Commanding Suleiman’s affection allowed the convivial Roxelana (her Ottoman name meant “joyful one”) to burrow deep into the heart of power. When the sultan was away conducting military campaigns abroad, she served as his eyes and ears at home, keeping up regular correspondence and even offering political counsel in the process. She oversaw massive construction projects in the capital — the activities of concubine mothers were usually reserved to the provinces — and dabbled in diplomatic relations on the sultan’s behalf. “He pretty much trusted her with everything,” says Yermolenko. Foreign diplomats and other political observers were reportedly well aware of Roxelana’s stature: Her name was given to her by contemporary Ottoman-watchers as a nod to her Slavic background, since her birth name was unknown. 


Why Suleiman chose to elevate his favorite concubine to such prominence is still unclear. Love, of course, is a powerful argument. But Peirce also points to the emergence of other powerful women in the late 15th and early 16th centuries, such as Isabella I of Castile and Anne Boleyn, and speculates whether the sultan sought a European-style queen to rule alongside him. Either way, Peirce says, by establishing the foundation for what would eventually become the imperial harem, Roxelana brought “women right into the heart of government.” 

Yet for centuries, before more detailed evidence became available, Western chroniclers portrayed Roxelana as a conniving, power-hungry social climber. Many believed her influence was downright devious. Ordinary Ottomans were already resentful of her place in their ruler’s court, but her image worsened after speculation that she had convinced Suleiman to order the 1553 execution of Prince Mustafa, his 38-year-old firstborn son by another woman. In power for decades, the aging Suleiman feared a potential threat to his throne from his popular and strong-willed son, while Roxelana shared an interest in propelling her own sons — who lacked the same level of public popularity — into power. The event also influenced her image abroad as a cold and calculating schemer, as well as a cautionary tale to European princes, Yermolenko adds, who may have been keen on including women in their own courts.
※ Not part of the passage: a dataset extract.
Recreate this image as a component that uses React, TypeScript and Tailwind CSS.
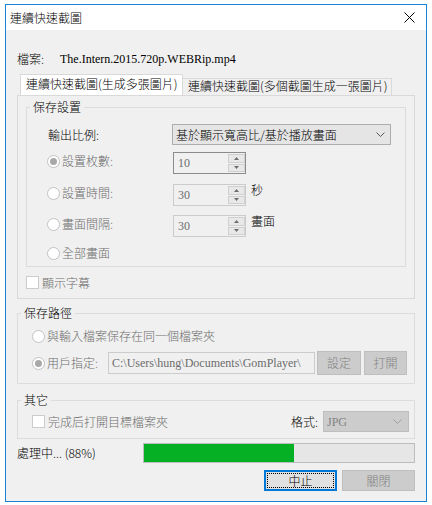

But not so fast, many contemporary historians say: The Ottoman world’s most successful sultan wasn’t easily fooled, and Mustafa’s execution may well have been Suleiman’s sober-minded choice. More accurate, they believe, would be to portray the power couple as mutually reinforcing — and, yes, in love. “Just about everything about her [Roxelana] has been so embellished,” Yermolenko says, “that at this point, it is very hard to separate fact from fiction.” 

Roxelana died in 1558, a few years before one of her children with Suleimain, Selim II, succeeded his father to the throne. Claiming her spot in history alongside other powerful women who began as mistresses, such as King Louis XV’s Madame de Pompadour, the Ottoman “empress” may not have been universally loved. But in true revolutionary spirit, she would change the Turkish empire for generations to come — regardless of what anyone thought.